Mystically, God gathers the limping sinners, who had adhered now to God, now to the devil, now to Christ, now to the flesh and the world. And who had therefore been cast out from God's grace and house, when He efficaciously calls them to Himself, and firmly binds them to Himself, as He called and bound St. Mary Magdalene.


Verse 20

Verse 20. 20. AT THAT TIME. — Repeat: "I will destroy all who afflicted you, and I will save the lame," etc.

WHEN I SHALL HAVE TURNED BACK YOUR CAPTIVITY — by which in the primitive Church you, O Christians, under Jewish magistrates and Gentile emperors were as captives and oppressed: for I will cause through Constantine that you attain freedom, indeed that you rule over the unbelievers, and occupy their temples, and publicly worship Christ gloriously and magnificently. So Lyranus and Vatablus.
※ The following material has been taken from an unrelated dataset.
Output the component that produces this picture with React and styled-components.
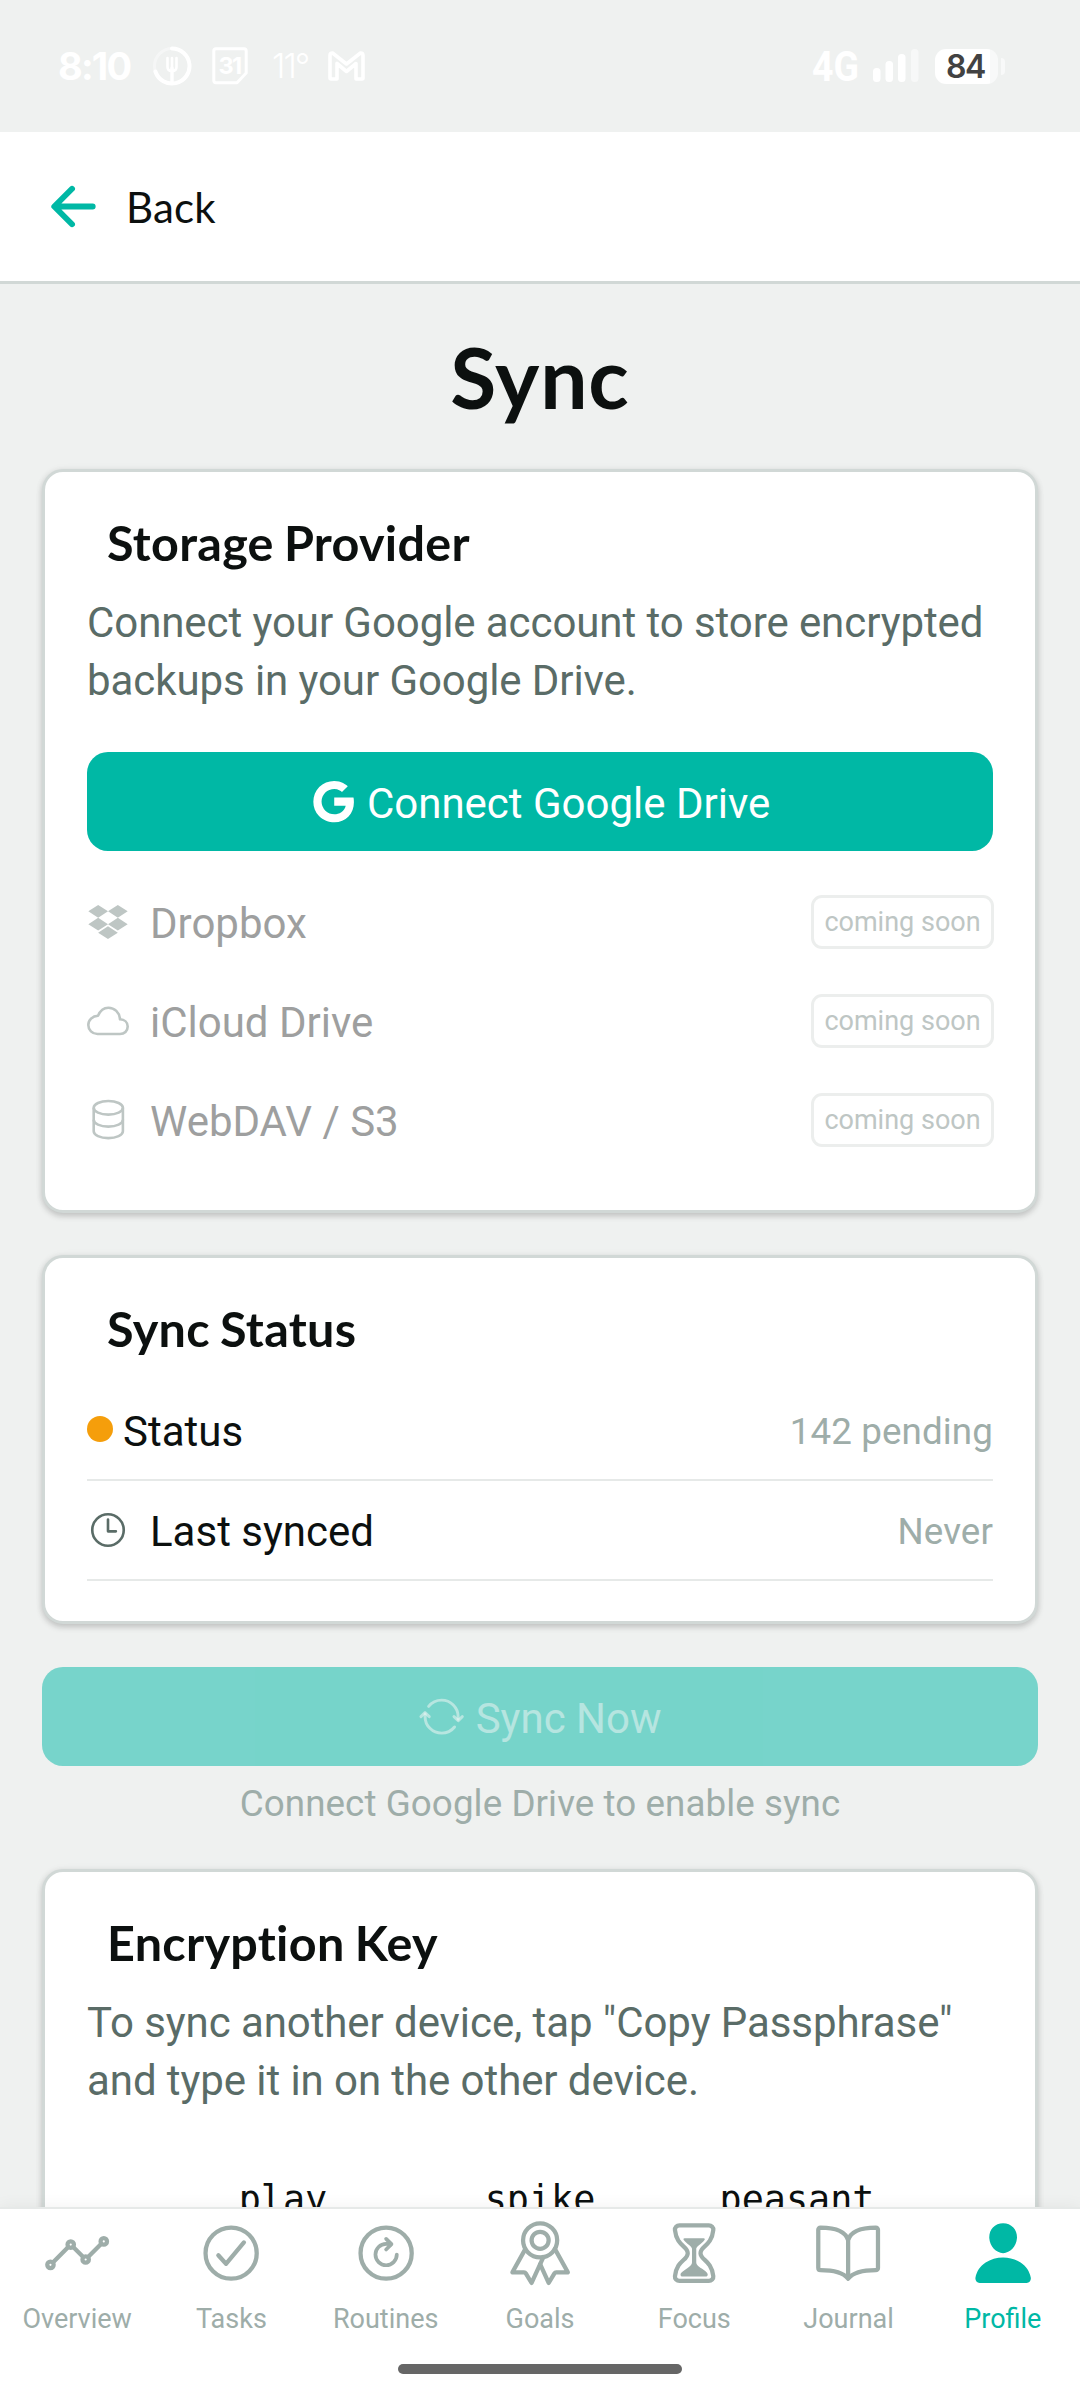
import styled, { createGlobalStyle } from 'styled-components';
import {
  IoAnalyticsOutline,
  IoArrowBack,
  IoBookOutline,
  IoCheckmarkCircleOutline,
  IoHourglassOutline,
  IoLogoDropbox,
  IoLogoGoogle,
  IoPerson,
  IoRefreshCircleOutline,
  IoRibbonOutline,
  IoSyncOutline,
  IoTimeOutline,
} from 'react-icons/io5';

const colors = {
  background: '#eff1f0',
  surface: '#ffffff',
  border: '#d1d8d6',
  divider: '#e6e9e8',
  text: '#0c100f',
  secondary: '#5a6c67',
  muted: '#9eada9',
  primary: '#00b8a5',
  warning: '#f59e0b',
};

const GlobalStyle = createGlobalStyle`
  * {
    box-sizing: border-box;
  }

  body {
    margin: 0;
    background: ${colors.background};
    font-family: Roboto, sans-serif;
    color: ${colors.text};
  }

  svg {
    display: block;
    flex-shrink: 0;
  }
`;

const Screen = styled.div`
  display: flex;
  flex-direction: column;
  width: 1080px;
  height: 2400px;
  overflow: hidden;
`;

/* status bar */

const StatusBarRow = styled.div`
  display: flex;
  justify-content: space-between;
  align-items: center;
  height: 132px;
  padding: 0 75px 0 58px;
  color: #fff;
  flex-shrink: 0;
`;

const StatusGroup = styled.div`
  display: flex;
  align-items: center;
`;

const Clock = styled.span`
  width: 94px;
  font: 700 38px/44px Inter, sans-serif;
  letter-spacing: -1.8px;
`;

const Temperature = styled.span`
  width: 56px;
  margin-left: 24px;
  font: 300 34px/44px Inter, sans-serif;
  letter-spacing: -2px;
`;

const Network = styled.span`
  width: 61px;
  font: 700 43px/44px Roboto, sans-serif;
  transform: scaleX(0.87);
  transform-origin: left center;
`;

const Battery = styled.div`
  display: flex;
  align-items: center;
  justify-content: center;
  width: 63px;
  height: 35px;
  margin-left: 16px;
  padding-right: 2px;
  border-radius: 11px;
  background: linear-gradient(to right, #fff 55px, #f8f9f9 55px);
  color: #424242;
  font: 600 32px/35px Inter, sans-serif;
  letter-spacing: -1.5px;
`;

const BatteryTip = styled.div`
  width: 4px;
  height: 17px;
  margin-left: 3px;
  border-radius: 0 4px 4px 0;
  background: #f8f9f9;
`;

/* header */

const Header = styled.header`
  display: flex;
  align-items: center;
  gap: 21px;
  height: 152px;
  padding: 0 42px;
  background: ${colors.surface};
  border-bottom: 3px solid ${colors.border};
  flex-shrink: 0;
`;

const BackLabel = styled.span`
  font: 400 42px/50px Lato, sans-serif;
  letter-spacing: 0.2px;
`;

/* page */

const Content = styled.main`
  display: flex;
  flex-direction: column;
  flex: 1;
  min-height: 0;
  padding: 42px 42px 0;
  overflow: hidden;
`;

const PageTitle = styled.h1`
  margin: 0 0 42px;
  font: 700 84px/101px Lato, sans-serif;
  letter-spacing: 0.8px;
  text-align: center;
`;

const Card = styled.section`
  margin-bottom: ${(props) => props.$gap || 42}px;
  padding: 42px 42px ${(props) => props.$bottom}px;
  background: ${colors.surface};
  border: 3px solid ${colors.border};
  border-radius: 21px;
  box-shadow: 0 3px 6px rgba(0, 0, 0, 0.19), 0 0 8px rgba(0, 0, 0, 0.04);
  flex-shrink: 0;
`;

const CardTitle = styled.h2`
  margin: 0 0 23px 20px;
  font: 700 48.5px/57px Lato, sans-serif;
  font-variant-ligatures: none;
  letter-spacing: 0.3px;
  word-spacing: -2px;
`;

const Description = styled.p`
  margin: 0 0 42px;
  color: ${colors.secondary};
  font-size: 42px;
  line-height: 58px;
  letter-spacing: -0.08px;
  white-space: pre-line;
`;

const Button = styled.button`
  display: flex;
  align-items: center;
  justify-content: center;
  gap: 10px;
  width: 100%;
  height: 99px;
  padding: 0;
  border: 0;
  border-radius: 21px;
  background: ${colors.primary};
  color: #fff;
  font: 400 42px/50px Roboto, sans-serif;
  flex-shrink: 0;

  &:disabled {
    opacity: 0.5;
    color: rgba(255, 255, 255, 0.5);
  }
`;

const ButtonText = styled.span`
  padding-top: 5px;
`;

const ProviderList = styled.div`
  margin: 21px -1px 0 0;
`;

const Provider = styled.div`
  display: flex;
  align-items: center;
  gap: 21px;
  height: 99px;
  color: #bec6c4;
`;

const RowLabel = styled.span`
  flex: 1;
  padding-top: 4px;
  color: ${(props) => (props.$disabled ? '#9e9f9f' : colors.text)};
  font-size: 42px;
  line-height: 50px;
`;

const Badge = styled.span`
  display: flex;
  align-items: center;
  justify-content: center;
  width: 183px;
  height: 54px;
  border: 3px solid #eceeed;
  border-radius: 11px;
  font-size: 27px;
`;

const StatusList = styled.div`
  padding-top: 1px;
`;

const StatusRow = styled.div`
  display: flex;
  align-items: center;
  gap: ${(props) => props.$gap}px;
  height: 100px;
  border-bottom: 2px solid ${colors.divider};
  color: ${colors.secondary};
`;

const Dot = styled.span`
  width: 26px;
  height: 26px;
  margin-bottom: 2px;
  border-radius: 50%;
  background: ${colors.warning};
`;

const RowValue = styled.span`
  padding-top: 3px;
  color: ${colors.muted};
  font-size: 36.75px;
  letter-spacing: 0.1px;
`;

const Hint = styled.p`
  margin: 16px 0 43px;
  color: ${colors.muted};
  font-size: 36.75px;
  line-height: 44px;
  letter-spacing: 0.08px;
  text-align: center;
`;

const WordGrid = styled.div`
  display: grid;
  grid-template-columns: repeat(3, 257px);
  justify-content: center;
  padding-top: 26px;
  font: 400 36.75px/44px 'DejaVu Sans Mono', monospace;
  text-align: center;
`;

/* bottom tabs */

const TabBar = styled.nav`
  position: relative;
  height: 193px;
  background: ${colors.surface};
  border-top: 2px solid ${colors.divider};
  box-shadow: 0 0 16px rgba(0, 0, 0, 0.06);
  flex-shrink: 0;
`;

const Tabs = styled.div`
  display: grid;
  grid-template-columns: repeat(7, 1fr);
  padding-top: 10px;
`;

const Tab = styled.div`
  display: flex;
  flex-direction: column;
  align-items: center;
  gap: 16px;
  color: ${(props) => (props.$active ? colors.primary : colors.muted)};
  font-size: 27px;
  line-height: 32px;
`;

const HomeIndicator = styled.div`
  width: 284px;
  height: 10px;
  margin: 29px auto 0;
  border-radius: 5px;
  background: #666;
`;

function CloudIcon({ size }) {
  return (
    <svg width={size} height={size} viewBox='0 0 42 42'>
      <path
        d='M11 15.8C13 11 17 7.7 21.4 7.7C27.5 7.7 32.5 12.5 33 19.3C37.5 19.5 40.7 22.5 40.7 26.5C40.7 31 37.3 34 33 34H10.5C5.3 34 1.3 30 1.3 25C1.3 20 5.5 16 11 15.8z'
        fill='none'
        stroke='currentColor'
        strokeWidth='2.6'
        strokeLinejoin='round'
      />
    </svg>
  );
}

function DatabaseIcon({ size }) {
  return (
    <svg
      width={size}
      height={size}
      viewBox='0 0 42 42'
      fill='none'
      stroke='currentColor'
      strokeWidth='2.6'
    >
      <ellipse cx='21.3' cy='8.8' rx='14.6' ry='6.8' />
      <path d='M6.7 8.8V32.3C6.7 36.1 13.2 39.1 21.3 39.1S35.9 36.1 35.9 32.3V8.8' />
      <path d='M6.7 20.8C6.7 24.6 13.2 27.6 21.3 27.6S35.9 24.6 35.9 20.8' />
    </svg>
  );
}

const providers = [
  { name: 'Dropbox', Icon: IoLogoDropbox },
  { name: 'iCloud Drive', Icon: CloudIcon },
  { name: 'WebDAV / S3', Icon: DatabaseIcon },
];

const words = ['play', 'spike', 'peasant'];

const tabs = [
  { label: 'Overview', Icon: IoAnalyticsOutline },
  { label: 'Tasks', Icon: IoCheckmarkCircleOutline },
  { label: 'Routines', Icon: IoRefreshCircleOutline },
  { label: 'Goals', Icon: IoRibbonOutline },
  { label: 'Focus', Icon: IoHourglassOutline },
  { label: 'Journal', Icon: IoBookOutline },
  { label: 'Profile', Icon: IoPerson, active: true },
];

function ForkIcon() {
  return (
    <svg width='40' height='40' viewBox='0 0 40 40' fill='none' stroke='#fff' strokeLinecap='round'>
      <circle cx='20' cy='20' r='17.5' strokeWidth='3' opacity='0.4' />
      <path d='M20 2.5a17.5 17.5 0 1 1-16.6 23' strokeWidth='4' />
      <path d='M15.5 12v9q0 4 4.5 4t4.5-4v-9M20 12v12' strokeWidth='2.6' />
      <path d='M20 22v14' strokeWidth='3.4' />
    </svg>
  );
}

function CalendarIcon() {
  return (
    <svg width='36' height='38' viewBox='0 0 36 38'>
      <path
        d='M4 1.8h28q2.2 0 2.2 2.2v22L25 35.8H4Q1.8 35.8 1.8 33.6V4Q1.8 1.8 4 1.8z'
        fill='none'
        stroke='#fff'
        strokeWidth='3'
        strokeLinejoin='round'
      />
      <text
        x='17.5'
        y='27'
        fill='#fff'
        fontFamily='Inter, sans-serif'
        fontSize='23.5'
        fontWeight='700'
        letterSpacing='-1.6'
        textAnchor='middle'
      >
        31
      </text>
    </svg>
  );
}

function MailIcon() {
  return (
    <svg width='37' height='30' viewBox='0 0 37 30'>
      <path
        d='M2 27V4.5Q2 2 4.5 2L18.5 13 32.5 2Q35 2 35 4.5V27q0 1-1 1H28V12.5L18.5 20.5 9 12.5V28H3q-1 0-1-1z'
        fill='none'
        stroke='#fff'
        strokeWidth='3.6'
        strokeLinejoin='round'
      />
    </svg>
  );
}

function SignalIcon() {
  return (
    <svg width='46' height='34' viewBox='0 0 46 34' fill='#fff'>
      <rect x='0' y='19' width='7.5' height='14' rx='3.5' />
      <rect x='12.5' y='12' width='7.5' height='21' rx='3.5' />
      <rect x='25' y='5' width='7.5' height='28' rx='3.5' />
      <rect x='38' y='0' width='7.5' height='33' rx='3.5' opacity='0.5' />
    </svg>
  );
}

const StatusIcon = styled.span`
  margin-left: ${(props) => props.$left || 0}px;
`;

function StatusBar() {
  return (
    <StatusBarRow>
      <StatusGroup>
        <Clock>8:10</Clock>
        <StatusIcon>
          <ForkIcon />
        </StatusIcon>
        <StatusIcon $left={20}>
          <CalendarIcon />
        </StatusIcon>
        <Temperature>11°</Temperature>
        <StatusIcon>
          <MailIcon />
        </StatusIcon>
      </StatusGroup>
      <StatusGroup>
        <Network>4G</Network>
        <SignalIcon />
        <Battery>84</Battery>
        <BatteryTip />
      </StatusGroup>
    </StatusBarRow>
  );
}

function App() {
  return (
    <Screen>
      <GlobalStyle />
      <StatusBar />
      <Header>
        <IoArrowBack size={63} color={colors.primary} />
        <BackLabel>Back</BackLabel>
      </Header>

      <Content>
        <PageTitle>Sync</PageTitle>

        <Card $bottom={41}>
          <CardTitle>Storage Provider</CardTitle>
          <Description>
            {'Connect your Google account to store encrypted\nbackups in your Google Drive.'}
          </Description>
          <Button>
            <IoLogoGoogle size={47.25} />
            <ButtonText>Connect Google Drive</ButtonText>
          </Button>
          <ProviderList>
            {providers.map(({ name, Icon }) => (
              <Provider key={name}>
                <Icon size={42} />
                <RowLabel $disabled>{name}</RowLabel>
                <Badge>coming soon</Badge>
              </Provider>
            ))}
          </ProviderList>
        </Card>

        <Card $bottom={40} $gap={43}>
          <CardTitle>Sync Status</CardTitle>
          <StatusList>
            <StatusRow $gap={10}>
              <Dot />
              <RowLabel>Status</RowLabel>
              <RowValue>142 pending</RowValue>
            </StatusRow>
            <StatusRow $gap={21}>
              <IoTimeOutline size={42} />
              <RowLabel>Last synced</RowLabel>
              <RowValue>Never</RowValue>
            </StatusRow>
          </StatusList>
        </Card>

        <Button disabled>
          <IoSyncOutline size={47.25} />
          <ButtonText>Sync Now</ButtonText>
        </Button>
        <Hint>Connect Google Drive to enable sync</Hint>

        <Card $bottom={42}>
          <CardTitle>Encryption Key</CardTitle>
          <Description>
            {'To sync another device, tap "Copy Passphrase"\nand type it in on the other device.'}
          </Description>
          <WordGrid>
            {words.map((word) => (
              <span key={word}>{word}</span>
            ))}
          </WordGrid>
        </Card>
      </Content>

      <TabBar>
        <Tabs>
          {tabs.map(({ label, Icon, active }) => (
            <Tab key={label} $active={active}>
              <Icon size={68.25} />
              <span>{label}</span>
            </Tab>
          ))}
        </Tabs>
        <HomeIndicator />
      </TabBar>
    </Screen>
  );
}

export default App;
Second, this captivity can be understood as the servitude of the devil and of sin, from which Christ brings us to the freedom of the children of God through grace in this life, and through glory in the next, where after many labors and struggles, He will free us from the servitude of the body, of afflictions, and of death, and will bestow upon us heavenly crowns and honors, and will bless us for eternity. So St. Jerome, Theodoret, Hugo, and others.